Cute souvenir with a dark past:

So is the Dala horse just a cute souvenir, the Swedish equivalent of London’s toy double-decker bus or the New York’s Statue of Liberty? Not according to a book written by British journalist Chris Mosey. In "The Magic Horse: Devil’s Plaything that became a national symbol," Mosey uncovers the Dala horse’s link to pagan times. Evidence indicates that the horse may have been used in connection with devil worship in the 17th century, a time when scores of women from Dalarna were burnt at the stake as witches. As a result, the book at first caused quite a stir in Sweden, a traditionally Lutheran country for whom handicraft traditions symbolize a golden pre-industrial “age of innocence.”

“Those ‘good old days’ may not have been as innocent as modern Swedes would like them to be,” said Mosey, who worked for 11 years as a correspondent in Sweden for The Observer and The Times newspapers in London.

“Wooden horses have been found in Viking graves, and no one really knows whether they were simply toys or had some deeper religious significance,” Mosey said. “But it is accepted that in Viking mythology the stallion was sacred to Freyr, the Viking god of fertility, and that Odin, the god of war, rode an eight-legged horse called Sleipner, who could travel over the sea and through the sky.

“My theory is that when Christianity took root, wooden horses were made covertly as links back to the old pagan religion, which many people missed.

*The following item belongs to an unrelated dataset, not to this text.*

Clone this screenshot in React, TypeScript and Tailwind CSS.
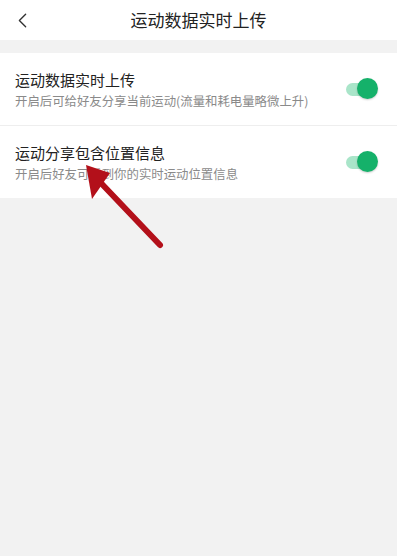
import { ChevronLeft } from "lucide-react";

const rows = [
  { title: "运动数据实时上传", desc: "开启后可给好友分享当前运动(流量和耗电量略微上升)" },
  { title: "运动分享包含位置信息", desc: "开启后好友可看到你的实时运动位置信息" },
];

function Toggle() {
  return (
    <div className="relative h-[22px] w-[32px]">
      <div className="absolute left-0 top-[5px] h-[13px] w-[28px] rounded-full bg-[#a9e5c9]" />
      <div className="absolute right-0 top-0 h-[21px] w-[21px] rounded-full bg-[#15b16a] shadow-[0_1px_2px_rgba(0,0,0,0.2)]" />
    </div>
  );
}

export default function App() {
  return (
    <div
      className="relative flex h-[556px] w-[397px] flex-col bg-[#f2f2f2]"
      style={{ fontFamily: '"Noto Sans CJK SC", "Noto Sans", sans-serif' }}
    >
      <div className="relative flex h-[40px] items-center justify-center bg-white">
        <ChevronLeft className="absolute left-[10px] top-[8px] h-[25px] w-[25px] text-[#333]" strokeWidth={1.3} />
        <span className="text-[17px] text-[#222]">运动数据实时上传</span>
      </div>
      <div className="mt-[13px] bg-white">
        {rows.map((r, i) => (
          <div key={r.title} className={`flex items-center pl-[15px] pr-[19px] ${i === 0 ? "h-[73px] border-b border-[#eeeeee]" : "h-[72px]"}`}>
            <div className="flex-1">
              <div className="text-[15px] leading-[20px] text-[#222]">{r.title}</div>
              <div className="mt-[3px] text-[12.4px] leading-[16px] text-[#8a8a8a]">{r.desc}</div>
            </div>
            <Toggle />
          </div>
        ))}
      </div>
      <svg className="absolute left-0 top-0" width="397" height="556" viewBox="0 0 397 556">
        <line x1="160" y1="245" x2="100" y2="182" stroke="#b3101a" strokeWidth="6" strokeLinecap="round" />
        <polygon points="86,165 110,173 92,199" fill="#b3101a" />
      </svg>
    </div>
  );
}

As time passed, the actual links were forgotten but the horses became established in the collective unconscious as likely to bring good luck.”
As evidence, Mosey cites a sermon by Swedish Bishop Johannes Rudbeckius in 1624 that attacks goods on sale at a local market as “frivolities which serve no other purpose than conceit, sin and ungodliness – cards, dice, whistle pipes, dolls, wooden horses, love songs, foolish paintings and more of the like.”

Local critics seemed to accept his hypothesis. “I believe the truth has finally been told concerning one of our country’s best-loved objects,” wrote Jan Broman in Falu-Kuriren, Dalarna’s leading daily newspaper, in his review of the book. “I, for one, am quite prepared to accept that the horses may have been used as magical talismans by the witches in Dalarna. After all, in a trial in which around 70 women were accused of sorcery, it was claimed that they used small talismanic objects to cast spells and these were described by the county sheriff as small horses.”

Bo Degerman, writing in the rival paper Dala-Demokraten, stated: “It has taken a foreigner to investigate this matter for us, because we tend to be blind to our own culture. And truth be told, we’ve become more than a little fed up with all the local hype concerning the Dala horse over the years. However, Mosey has talked with wood carvers and the descendants of the master carvers of the past to dig up these new twists in the story.”

Mosey’s previous literary look at Sweden was quite different. "Cruel Awakening" - a study of the assassination of left-wing Swedish prime minister Olof Palme, was published in 1991 by Hurst of London and St. Martin’s, New York. Coming from that complex subject, Mosey admitted that the idea of writing 30,000 words about a little wooden toy seemed rather daunting. But once he began to dig into the story, it proved fascinating.

“You wonder at first why on earth the bishop included wooden horses in his rant,” he said. “But link this with the evidence at the witch trials just sixty-five years later, and it all starts to make sense.”